After extensive field testing, the MOD brought the watches back, asking for just some minor adjustments. Firstly, a redesign of the bezel to make it easier for divers to grip while wearing gloves. Rolex increased the diameter of the bezel so that it hung over the sides of the case, and changed the coin-style edging to the serrated design we know today. They also constructed it from nickel silver instead of plated brass to make it less susceptible to corrosion and cracking under impact. The other main revision was to swap the standard spring bars with soldered bars between the lugs to hold the NATO strap. The changes were so slight they did not even warrant an entirely new reference number; the customized military watch was christened the A/6538.
The first MilSub served with distinction until 1967, when the Royal Navy switched allegiances and opted instead for Omega’s reworked Seamaster 300. However, the limitations of its Naiad winding crown at shallow depths brought the MOD back to Rolex just four years later in 1971.
A reference 6538 Rolex “Big Crown” Submariner.
The Rolex MilSub ref. 5517
By 1971, the Submariner had graduated to a more modern iteration with the ref. 5512 (COSC-certified) and ref. 5513 (non-chronometer). Between 1971 and 1979, British Special Forces would take delivery of around 1,200 pieces, split across three references based on the 5513. Practically identical, they all incorporated the design changes first seen on the A/6538, along with a couple of further tweaks.
The bezel, now made of stainless steel, included hash marks on its aluminum insert that continued round for the full 60-minutes rather than just the first 15, as on the commercially available Submariner. The handset was switched on most from the trademark “Mercedes-style” to a pair of large “sword” or “gladiator” hands, and a seconds hand with an arrow-shaped tip. Additionally, unlike virtually every civilian Rolex, the case backs were engraved – those destined for the Special Boat Service (SBS) designated with “0552” before their individual ID number, their counterparts for the SAS marked with “W10.”
Unlike the vast majority of Rolex watches that are sold to the public, MilSubs have engravings on their casebacks.
In addition, they retained a special symbol on the dial carried over from the initial MilSub from the 50s. A small letter ‘T’ in a circle above the six o’clock denoted that the original, and highly dangerous, radium lume used on hands and indexes had been stripped by MOD subcontractor Burford, and replaced with the much safer Tritium.
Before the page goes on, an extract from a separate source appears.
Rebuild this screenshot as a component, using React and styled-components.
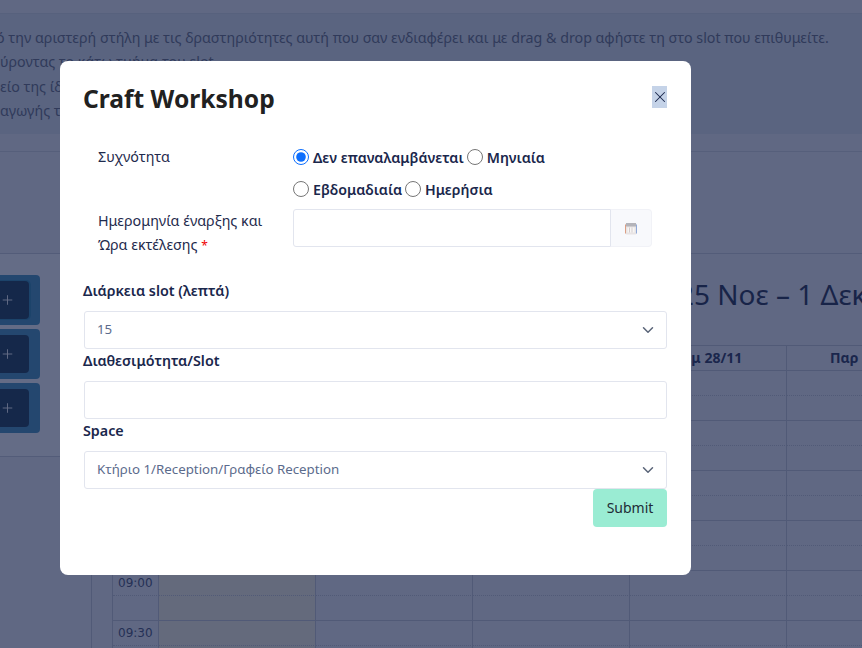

It is one of those tiny details that is oh so important when looking at vintage Rolex.
The ref. 5517 MilSub has a number of unique characteristics that set it apart from other Rolex Submariner references.
The real difference between the last three MilSubs is based on their dates of release. The early 70s saw the 5513 reference used, followed by models issued as 5513/5517, which are known as double stamped. The final piece is the most coveted of all Submariners, with the possible exception of the COMEX ref. 5514 with its retrofitted helium gas escape valve.
The ref. 5517 is the only reference with no civilian equivalent. Although in reality it is not a particularly heavily-modified 5513, the fact it has a unique number, and a backstory very few watches can match, make it among the most grail-like pieces in the Submariner canon. Issued only to the military, every example of the 5517 came with broad arrow hands and, while prices for authentic models have always been high, they have recently crossed over into the astronomic. The premiums are based on a few other factors too, rarity value being among the most important. Of the approximately 1,200 or so MilSubs, only around 180 are still in circulation. That is 180 over all three examples from the 70s. With Special Forces soldiers not famous for taking it easy on their kit, most of the watches have been either lost or destroyed.
That hardworking nature is another reason there are so few surviving pieces in their original condition. As it is vital for all military equipment to be in perfect working order, MilSubs were sent in for servicing far more frequently than normal, leading to replacement parts being used – especially the handset. The large surface area of the sword hands led to peeling and oxidation, and many were swapped for new ones. A completely unadulterated 5517 is almost unheard of, and when one surfaces, bank managers tend to get nervous.
Starting points in six figures are to be expected, and can climb a long way north of that. Of course, as more time passes and even fewer pieces are available for sale, buying into the MilSub club will only get more and more expensive.
Rolex MiSubs cannot be worn on a bracelet due to the fixed bars that are welded onto the lugs.
The MilSub Dilemma
Anyone familiar with collecting vintage watches, and Rolex in particular, will have identified the problem with the ref. 5517 straight away. The Submariner is already, by far, the most counterfeited luxury watch in the world. The temptation for miscreants and ne’er-do-wells to take a standard Sub and convert it to look like one of these ultra-rare examples, and add a zero or two onto the asking price, has proven too great to resist in recent times.
No MilSub, especially the 5517, should ever be an impulse buy, but rather one that comes at the end of some long, exhaustive research on both the watch and the seller. There are a host of details to be on the lookout for and becoming an expert is the only way of ensuring you don’t make a very costly mistake. It is obviously a whole load of extra effort, but then A, you are dealing with an extra special watch. Whereas any MilSub is exceptional, the ref. 5517 is the preferred choice of the world’s most elite fighting forces, and with remaining numbers of barely a handful, it is in a class of its own.